→ Given data

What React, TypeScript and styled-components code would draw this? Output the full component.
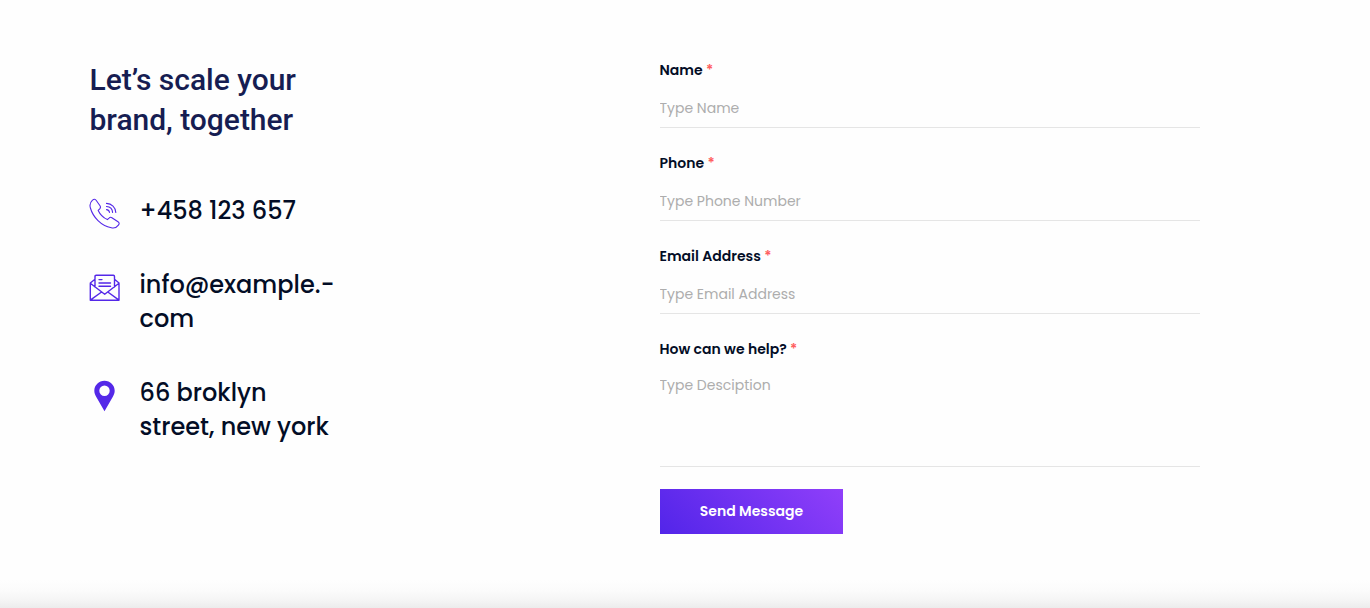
import React from 'react';
import styled, { createGlobalStyle } from 'styled-components';

const GlobalStyle = createGlobalStyle`
  * { box-sizing: border-box; }
  body { margin: 0; background: #fefefe; overflow: hidden; }
`;

const font = `Poppins, Inter, 'Noto Sans', sans-serif`;

const Page = styled.main`
  height: 608px;
  padding: 60px 170px 0 89.5px;
  display: grid;
  grid-template-columns: 250px 540px;
  justify-content: space-between;
  align-items: start;
  color: #030d26;
  font-family: ${font};
  background: linear-gradient(to bottom, #fefefe 580px, #fbfbfb 591px, #f5f5f5 600px, #ececec 608px);
`;

const Heading = styled.h2`
  margin: 0 0 54px;
  font: 500 30px/40px Roboto, sans-serif;
  letter-spacing: -0.02px;
  color: #161d52;
`;

const ContactList = styled.ul`
  list-style: none;
  margin: 0;
  padding: 0;
  display: flex;
  flex-direction: column;
  gap: 40px;
`;

const ContactItem = styled.li`
  display: flex;
  gap: 19.5px;
  svg { flex: none; margin: 4px -1px -2px -0.5px; }
`;

const Line = styled.span`
  display: block;
  font-size: 24px;
  line-height: 34px;
  font-weight: 500;
  white-space: nowrap;
`;

const Form = styled.form`
  display: flex;
  flex-direction: column;
  align-items: flex-start;
`;

const Field = styled.label<{ $last?: boolean }>`
  display: flex;
  flex-direction: column;
  width: 100%;
  margin-bottom: ${(p) => (p.$last ? 22 : 25)}px;
`;

const Caption = styled.span`
  font-size: 14px;
  line-height: 20px;
  font-weight: 600;
  margin-left: -0.5px;
`;

const Star = styled.span`
  color: #ff5e5e;
`;

const control = `
  display: block;
  width: 100%;
  margin: 0;
  border: 0;
  border-bottom: 1px solid #e5e5e5;
  border-radius: 0;
  outline: 0;
  background: transparent;
  color: #030d26;
  font: 400 14px/22px ${font};
  resize: none;
  text-indent: -0.5px;
  &::placeholder { color: #adadad; opacity: 1; }
`;

const Input = styled.input`
  ${control}
  height: 48px;
  padding: 9px 0 0;
`;

const TextArea = styled.textarea`
  ${control}
  height: 108px;
  padding: 15px 0 0;
  overflow: hidden;
`;

const Submit = styled.button`
  width: 183px;
  height: 45px;
  border: 0;
  padding: 0 0 2px;
  color: #fff;
  font: 600 14px/20px ${font};
  background: linear-gradient(45deg, #5225e9, #903ffa);
`;

const PhoneIcon = () => (
  <svg width="32" height="32" viewBox="0 0 32 32" fill="none" stroke="#5428e8" strokeWidth="1.1" strokeLinecap="round" strokeLinejoin="round">
    <path d="M3.300 2.300C5 .9 6.300 1 7.300 2.500l3.700 5.300c.8 1.200.5 2.100-.3 3l-1.500 1.600c2 4.300 5.400 7.400 9.200 9.200l1.600-1.500c.9-.9 1.800-1.100 2.900-.4l6.100 4.100c1.400.9 1.500 2 .4 3.300-1.700 2.300-3.900 3.500-7.100 2.700C12.100 27.900 4 19.200 1.400 10 .5 6.900 1.100 4.300 3.300 2.300Z" />
    <path d="M17.500 5.400c5.200.2 9.100 4.100 9.300 9M17.500 8.500c3.500.2 5.900 2.600 6.100 5.900M17.500 11.600c1.800.2 2.800 1.200 3 2.800" />
  </svg>
);

const MailIcon = () => (
  <svg width="32" height="32" viewBox="0 0 32 32" fill="none" stroke="#5428e8" strokeWidth="1.4" strokeLinecap="round" strokeLinejoin="round">
    <path d="M6 7.300 1.300 11v17.300h28.700V11l-4.500-3.700M6 15V4.400c0-.7.400-1.100 1.100-1.100h17.300c.7 0 1.100.4 1.100 1.100V15M1.300 11.300l14.400 11L30 11.300M1.300 28.100l11.300-8.100M30 28.100 18.800 20" />
    <path d="M10 7.600h3M10 11h11.500M10 14.300h11.500" />
  </svg>
);

const PinIcon = () => (
  <svg width="32" height="32" viewBox="0 0 32 32" fill="#5428e8">
    <path fillRule="evenodd" d="M15.500.8C9.800.8 5.300 5.300 5.300 10.800c0 2.400.9 4.300 2 6.300l8.200 14.100 8.200-14.100c1.100-2 2-3.900 2-6.300C25.700 5.300 21.200.8 15.500.8Zm0 4.800a5.200 5.200 0 1 1 0 10.400 5.200 5.200 0 0 1 0-10.400Z" />
  </svg>
);

const contacts = [
  { Icon: PhoneIcon, lines: ['+458 123 657'] },
  { Icon: MailIcon, lines: ['info@example.-', 'com'] },
  { Icon: PinIcon, lines: ['66 broklyn', 'street, new york'] },
];

const fields = [
  { label: 'Name', hint: 'Type Name' },
  { label: 'Phone', hint: 'Type Phone Number' },
  { label: 'Email Address', hint: 'Type Email Address' },
];

export default function App() {
  return (
    <>
      <GlobalStyle />
      <Page>
        <section>
          <Heading>Let’s scale your<br />brand, together</Heading>
          <ContactList>
            {contacts.map(({ Icon, lines }) => (
              <ContactItem key={lines[0]}>
                <Icon />
                <div>
                  {lines.map((text) => <Line key={text}>{text}</Line>)}
                </div>
              </ContactItem>
            ))}
          </ContactList>
        </section>
        <Form>
          {fields.map((f) => (
            <Field key={f.label}>
              <Caption>{f.label} <Star>*</Star></Caption>
              <Input placeholder={f.hint} />
            </Field>
          ))}
          <Field $last>
            <Caption>How can we help? <Star>*</Star></Caption>
            <TextArea placeholder="Type Desciption" />
          </Field>
          <Submit type="button">Send Message</Submit>
        </Form>
      </Page>
    </>
  );
}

→ Task goal
Quote all the lines above exactly as given. Do not include the pictures.

→ Completed task
What React, TypeScript and styled-components code would draw this? Output the full component.
import React from 'react';
import styled, { createGlobalStyle } from 'styled-components';

const GlobalStyle = createGlobalStyle`
  * { box-sizing: border-box; }
  body { margin: 0; background: #fefefe; overflow: hidden; }
`;

const font = `Poppins, Inter, 'Noto Sans', sans-serif`;

const Page = styled.main`
  height: 608px;
  padding: 60px 170px 0 89.5px;
  display: grid;
  grid-template-columns: 250px 540px;
  justify-content: space-between;
  align-items: start;
  color: #030d26;
  font-family: ${font};
  background: linear-gradient(to bottom, #fefefe 580px, #fbfbfb 591px, #f5f5f5 600px, #ececec 608px);
`;

const Heading = styled.h2`
  margin: 0 0 54px;
  font: 500 30px/40px Roboto, sans-serif;
  letter-spacing: -0.02px;
  color: #161d52;
`;

const ContactList = styled.ul`
  list-style: none;
  margin: 0;
  padding: 0;
  display: flex;
  flex-direction: column;
  gap: 40px;
`;

const ContactItem = styled.li`
  display: flex;
  gap: 19.5px;
  svg { flex: none; margin: 4px -1px -2px -0.5px; }
`;

const Line = styled.span`
  display: block;
  font-size: 24px;
  line-height: 34px;
  font-weight: 500;
  white-space: nowrap;
`;

const Form = styled.form`
  display: flex;
  flex-direction: column;
  align-items: flex-start;
`;

const Field = styled.label<{ $last?: boolean }>`
  display: flex;
  flex-direction: column;
  width: 100%;
  margin-bottom: ${(p) => (p.$last ? 22 : 25)}px;
`;

const Caption = styled.span`
  font-size: 14px;
  line-height: 20px;
  font-weight: 600;
  margin-left: -0.5px;
`;

const Star = styled.span`
  color: #ff5e5e;
`;

const control = `
  display: block;
  width: 100%;
  margin: 0;
  border: 0;
  border-bottom: 1px solid #e5e5e5;
  border-radius: 0;
  outline: 0;
  background: transparent;
  color: #030d26;
  font: 400 14px/22px ${font};
  resize: none;
  text-indent: -0.5px;
  &::placeholder { color: #adadad; opacity: 1; }
`;

const Input = styled.input`
  ${control}
  height: 48px;
  padding: 9px 0 0;
`;

const TextArea = styled.textarea`
  ${control}
  height: 108px;
  padding: 15px 0 0;
  overflow: hidden;
`;

const Submit = styled.button`
  width: 183px;
  height: 45px;
  border: 0;
  padding: 0 0 2px;
  color: #fff;
  font: 600 14px/20px ${font};
  background: linear-gradient(45deg, #5225e9, #903ffa);
`;

const PhoneIcon = () => (
  <svg width="32" height="32" viewBox="0 0 32 32" fill="none" stroke="#5428e8" strokeWidth="1.1" strokeLinecap="round" strokeLinejoin="round">
    <path d="M3.300 2.300C5 .9 6.300 1 7.300 2.500l3.700 5.300c.8 1.200.5 2.100-.3 3l-1.500 1.600c2 4.300 5.400 7.400 9.200 9.200l1.600-1.500c.9-.9 1.800-1.100 2.900-.4l6.100 4.100c1.400.9 1.500 2 .4 3.300-1.700 2.300-3.900 3.500-7.100 2.700C12.100 27.900 4 19.200 1.400 10 .5 6.900 1.100 4.300 3.300 2.300Z" />
    <path d="M17.500 5.400c5.200.2 9.100 4.100 9.300 9M17.500 8.500c3.500.2 5.900 2.600 6.100 5.900M17.500 11.600c1.800.2 2.800 1.200 3 2.800" />
  </svg>
);

const MailIcon = () => (
  <svg width="32" height="32" viewBox="0 0 32 32" fill="none" stroke="#5428e8" strokeWidth="1.4" strokeLinecap="round" strokeLinejoin="round">
    <path d="M6 7.300 1.300 11v17.300h28.700V11l-4.500-3.700M6 15V4.400c0-.7.400-1.100 1.100-1.100h17.300c.7 0 1.100.4 1.100 1.100V15M1.300 11.300l14.400 11L30 11.300M1.300 28.100l11.300-8.100M30 28.100 18.800 20" />
    <path d="M10 7.600h3M10 11h11.500M10 14.300h11.500" />
  </svg>
);

const PinIcon = () => (
  <svg width="32" height="32" viewBox="0 0 32 32" fill="#5428e8">
    <path fillRule="evenodd" d="M15.500.8C9.800.8 5.300 5.300 5.300 10.800c0 2.400.9 4.300 2 6.300l8.200 14.100 8.200-14.100c1.100-2 2-3.900 2-6.300C25.700 5.300 21.200.8 15.500.8Zm0 4.800a5.200 5.200 0 1 1 0 10.400 5.200 5.200 0 0 1 0-10.400Z" />
  </svg>
);

const contacts = [
  { Icon: PhoneIcon, lines: ['+458 123 657'] },
  { Icon: MailIcon, lines: ['info@example.-', 'com'] },
  { Icon: PinIcon, lines: ['66 broklyn', 'street, new york'] },
];

const fields = [
  { label: 'Name', hint: 'Type Name' },
  { label: 'Phone', hint: 'Type Phone Number' },
  { label: 'Email Address', hint: 'Type Email Address' },
];

export default function App() {
  return (
    <>
      <GlobalStyle />
      <Page>
        <section>
          <Heading>Let’s scale your<br />brand, together</Heading>
          <ContactList>
            {contacts.map(({ Icon, lines }) => (
              <ContactItem key={lines[0]}>
                <Icon />
                <div>
                  {lines.map((text) => <Line key={text}>{text}</Line>)}
                </div>
              </ContactItem>
            ))}
          </ContactList>
        </section>
        <Form>
          {fields.map((f) => (
            <Field key={f.label}>
              <Caption>{f.label} <Star>*</Star></Caption>
              <Input placeholder={f.hint} />
            </Field>
          ))}
          <Field $last>
            <Caption>How can we help? <Star>*</Star></Caption>
            <TextArea placeholder="Type Desciption" />
          </Field>
          <Submit type="button">Send Message</Submit>
        </Form>
      </Page>
    </>
  );
}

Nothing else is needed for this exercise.